Jean Hubert Celerine : « Mo pena oken case la Réunion »

Selon lui, il y a erreur sur la personne. Dans une déclaration au Défi Media Group le vendredi 20 janvier dernier, Jean Hubert Celerine a affirmé ne pas être le « Franklin » impliqué dans un trafic de cannabis sur l’axe Réunion-Maurice en 2017-2018. « À l’époque, il y avait un dénommé Franklin. Moi je ne me faisais pas appeler Franklin. » L’homme d’affaires de Rivière-Noire soutenait même qu’il n’avait jamais été convoqué pour un procès à la Réunion. « Zame banla inn apel mwa. Si ti apel mwa, mo ti pou reponn. Kan lalwa bizin mwa, mo ale mwa ! Mo pena okenn case la Réunion », avait-il assuré. 

Depuis, Jean Hubert Celerine s’est tourné vers la Cour suprême pour tenter de faire interdire aux autorités mauriciennes de l’extrader vers la Réunion. Ce jeudi, sa requête a été entendue en référé par la juge Aruna Narain, qui a rejeté la demande.

Maurice n’a pas donné suite à la commission rogatoire internationale

Dans son jugement, le tribunal correctionnel de Saint-Denis souligne que pendant l’instruction de l’affaire, soit entre mi-2018 et novembre 2019, « une commission rogatoire internationale était délivrée aux autorités mauriciennes aux fins notamment de procéder à l’interpellation de Jean Hubert Celerine et Jeremy Décidé. En dépit des engagements des autorités policières, aucune suite n’était donnée par les autorités requises (…) » 

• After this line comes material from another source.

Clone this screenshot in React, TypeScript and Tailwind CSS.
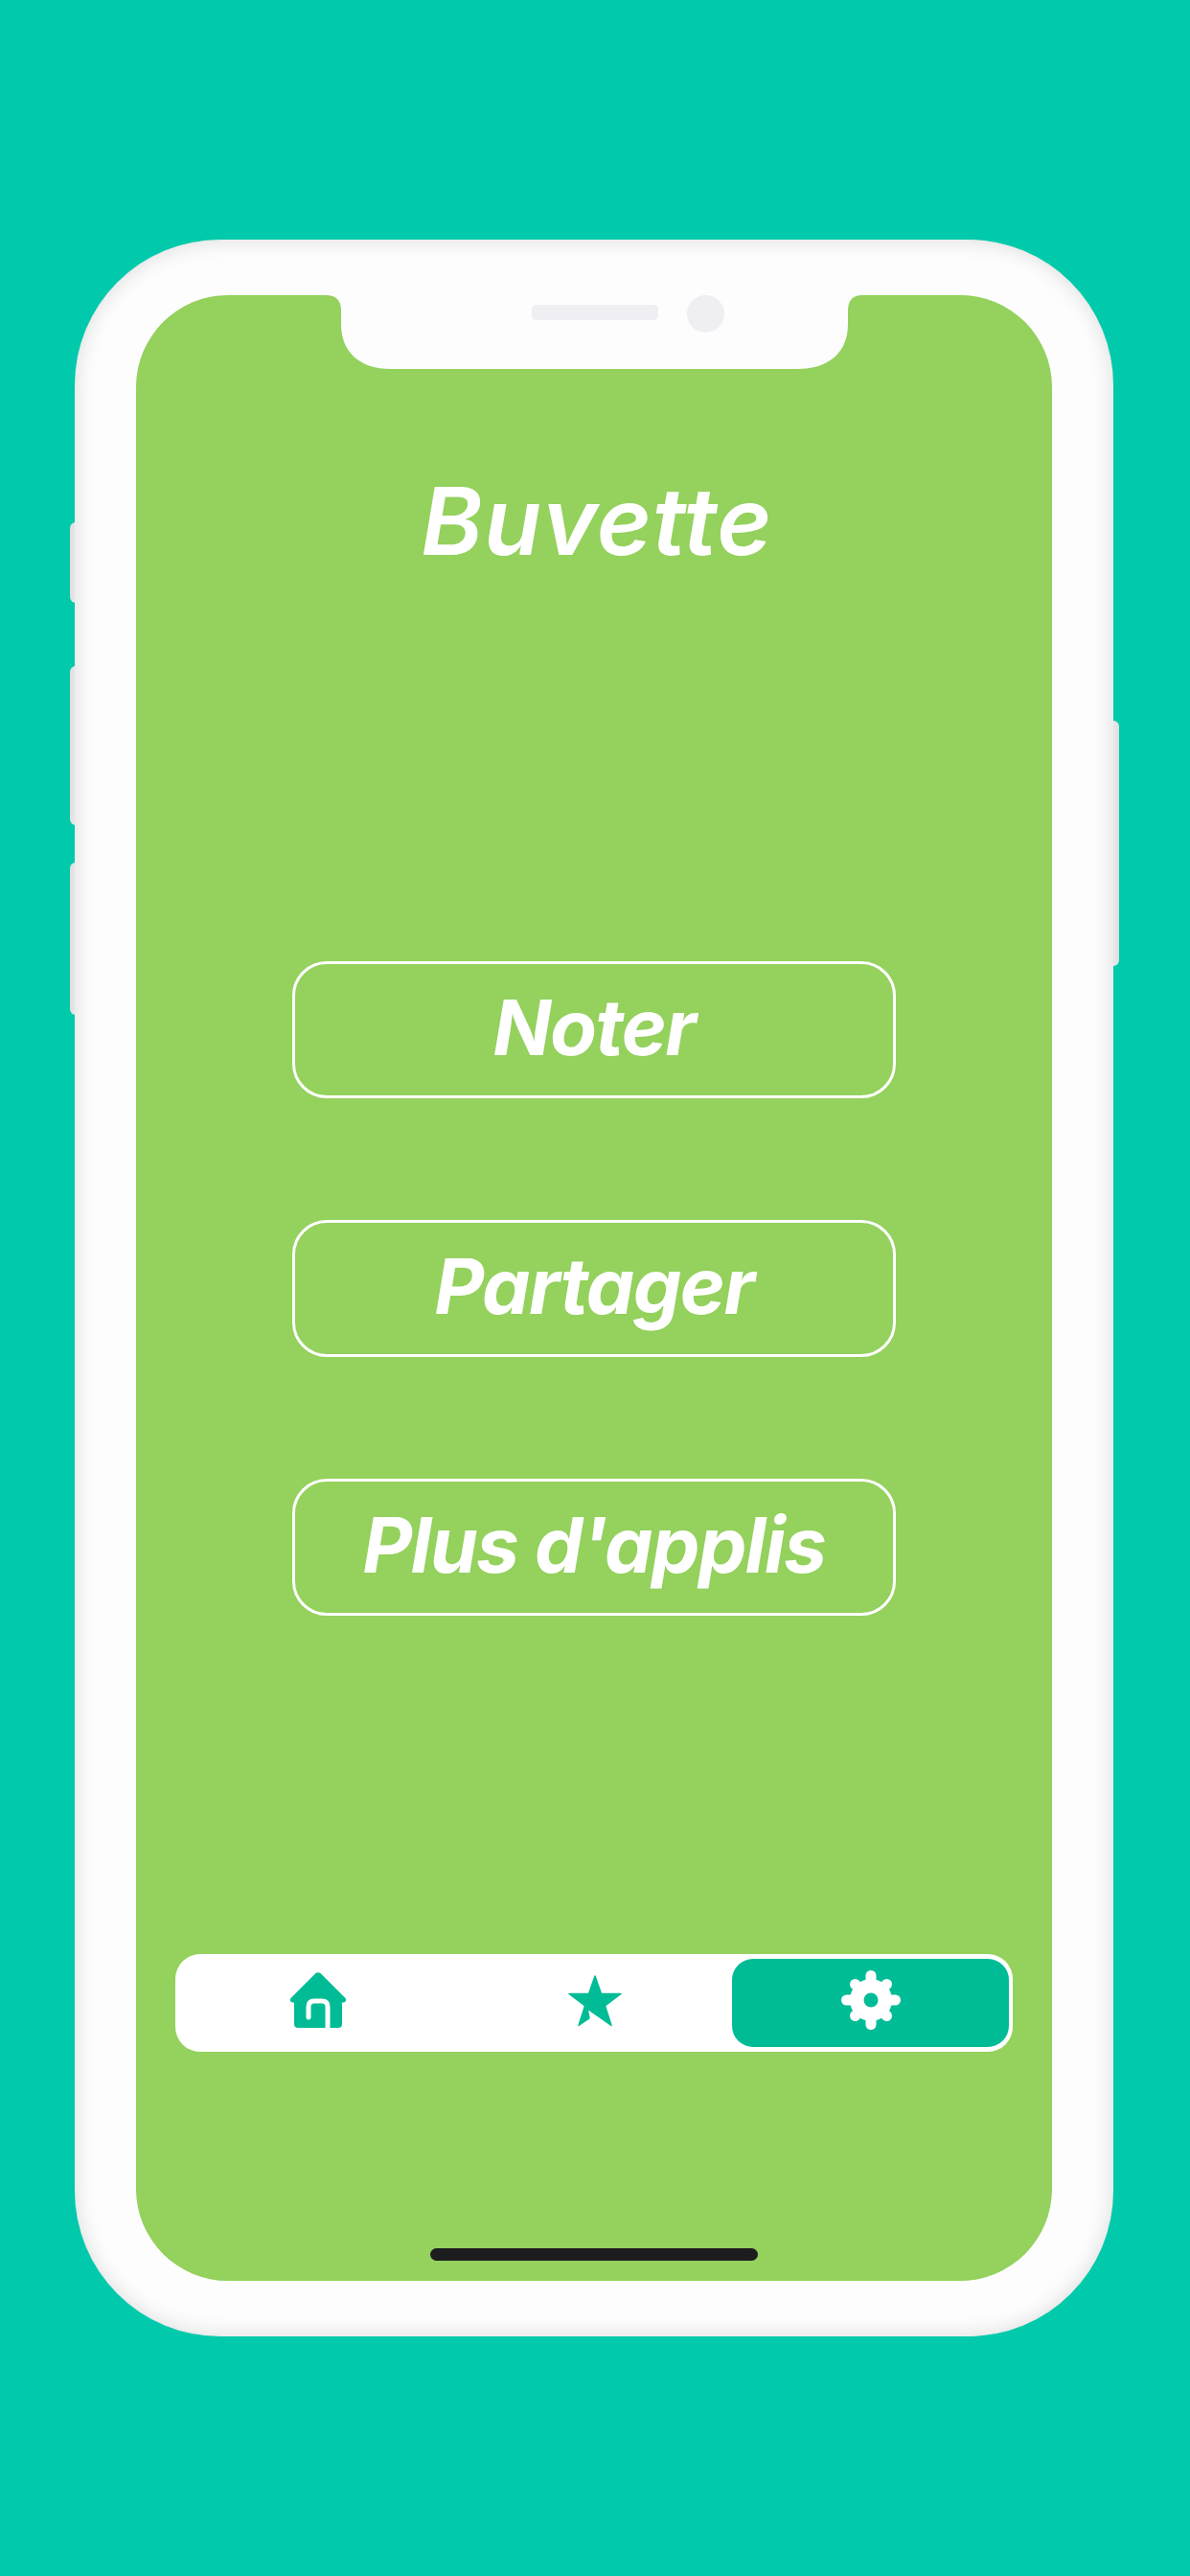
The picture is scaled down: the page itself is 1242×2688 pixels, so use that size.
import React from 'react';

const font = { fontFamily: '"Inter", "Open Sans", sans-serif' };

const HomeIcon = () => (
  <svg width="60" height="58" viewBox="0 0 60 58">
    <path
      d="M27.5 1 Q30 -0.5 32.5 1 L58.500 27 Q60.500 30 57 31.500 L55 31.500 L55 54 Q55 58 51 58 L9 58 Q5 58 5 54 L5 31.500 L3 31.500 Q-0.500 30 1.500 27 Z"
      fill="#00BC96"
    />
    <path
      d="M20 47 L20 36 Q20 30 26 30 L34 30 Q40 30 40 36 L40 58"
      fill="none"
      stroke="#fff"
      strokeWidth="5"
      strokeLinecap="round"
    />
  </svg>
);

const StarIcon = () => (
  <svg width="56" height="54" viewBox="0 0 56 54">
    <path
      d="M28 1 L34.500 19.500 L55 19.500 L38.500 32 L45 52.500 L20 35 L22 45 L11 52.500 L17.500 32 L1 19.500 L21.500 19.500 Z"
      fill="#00BC96"
      stroke="#00BC96"
      strokeWidth="1.5"
      strokeLinejoin="round"
    />
  </svg>
);

const GearIcon = () => (
  <svg width="62" height="62" viewBox="0 0 62 62">
    <circle cx="31" cy="31" r="22" fill="#fff" />
    <g stroke="#fff" strokeWidth="11" strokeLinecap="round">
      <line x1="31" y1="31" x2="31" y2="5.500" />
      <line x1="31" y1="31" x2="31" y2="56.500" />
      <line x1="31" y1="31" x2="5.500" y2="31" />
      <line x1="31" y1="31" x2="56.500" y2="31" />
      <line x1="31" y1="31" x2="14.500" y2="14.500" />
      <line x1="31" y1="31" x2="47.500" y2="14.500" />
      <line x1="31" y1="31" x2="14.500" y2="47.500" />
      <line x1="31" y1="31" x2="47.500" y2="47.500" />
    </g>
    <circle cx="31" cy="31" r="7.500" fill="#00BC96" />
  </svg>
);

const MenuButton = ({ label }: { label: string }) => (
  <button className="flex h-[143px] w-[630px] items-center justify-center rounded-[36px] border-[3px] border-white pb-[6px] text-[80px] font-bold italic leading-none tracking-[-1.5px] text-white">
    {label}
  </button>
);

export default function App() {
  return (
    <div className="h-[2688px] w-[1242px] overflow-hidden bg-[#00CAAB] pl-[78px] pt-[250px]" style={font}>
      <div className="relative h-[2188px] w-[1084px]">
        {/* side buttons */}
        <div className="absolute left-[-5px] top-[295px] h-[84px] w-[12px] rounded-l-[6px] bg-gradient-to-r from-[#dedede] to-[#f3f3f5]" />
        <div className="absolute left-[-5px] top-[445px] h-[166px] w-[12px] rounded-l-[6px] bg-gradient-to-r from-[#dedede] to-[#f3f3f5]" />
        <div className="absolute left-[-5px] top-[650px] h-[159px] w-[12px] rounded-l-[6px] bg-gradient-to-r from-[#dedede] to-[#f3f3f5]" />
        <div className="absolute right-[-6px] top-[502px] h-[256px] w-[12px] rounded-r-[6px] bg-gradient-to-l from-[#dedede] to-[#f3f3f5]" />

        <div className="relative h-full w-full rounded-[152px] bg-[#fdfdfe] px-[64px] pt-[58px] shadow-[inset_0_0_22px_rgba(0,0,0,0.14)]">
          <div className="relative flex h-[2072px] w-[956px] flex-col items-center rounded-[96px] bg-[#94D15D] pt-[184px]">
            {/* notch */}
            <svg className="absolute left-[198px] top-0" width="560" height="78" viewBox="0 0 560 78">
              <path
                d="M0 0 Q16 0 16 16 L16 30 C16 60 36 77 68 77 L492 77 C525 77 545 60 545 30 L545 16 Q545 0 560 0 Z"
                fill="#fdfdfe"
              />
            </svg>
            <div className="absolute left-[413px] top-[10px] h-[16px] w-[132px] rounded-[5px] bg-[#eeeef3]" />
            <div className="absolute left-[575px] top-0 h-[39px] w-[39px] rounded-full bg-[#eeeef3]" />

            <h1 className="pl-[6px] text-[98px] font-semibold italic leading-[104px] tracking-[1px] text-white">Buvette</h1>

            <div className="mt-[407px] flex flex-col items-center gap-[127px]">
              <MenuButton label="Noter" />
              <MenuButton label="Partager" />
              <MenuButton label="Plus d'applis" />
            </div>

            <div className="mt-[353px] flex h-[102px] w-[874px] items-center rounded-[26px] bg-white pr-[4px]">
              <div className="flex h-full w-[298px] items-center justify-center pb-[6px]">
                <HomeIcon />
              </div>
              <div className="flex h-full w-[283px] items-center justify-center pb-[4px] pr-[4px]">
                <StarIcon />
              </div>
              <div className="flex h-[92px] flex-1 items-center justify-center rounded-[22px] bg-[#00BC96]">
                <div className="pb-[6px]">
                  <GearIcon />
                </div>
              </div>
            </div>

            <div className="mt-[205px] h-[13px] w-[342px] rounded-full bg-[#1d1d1f]" />
          </div>
        </div>
      </div>
    </div>
  );
}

Depuis que le jugement a été rendu public par Le Défi Quotidien et Radio Plus ce jeudi, la réaction des autorités mauriciennes se fait toujours attendre. Aux Casernes centrales, on laisse entendre que le dossier est traité par la direction de l’Anti-Drug and Smuggling Unit. La brigade antidrogue, elle, qualifie ce cas de « sensible » et indique qu’un « travail » est en cours. Du côté du bureau de l’Attorney General, on met en avant « le secret de l’instruction » et on affirme qu’aucune information ne peut être communiquée sur les demandes de Mutual Legal Assistance formulées par d’autres pays.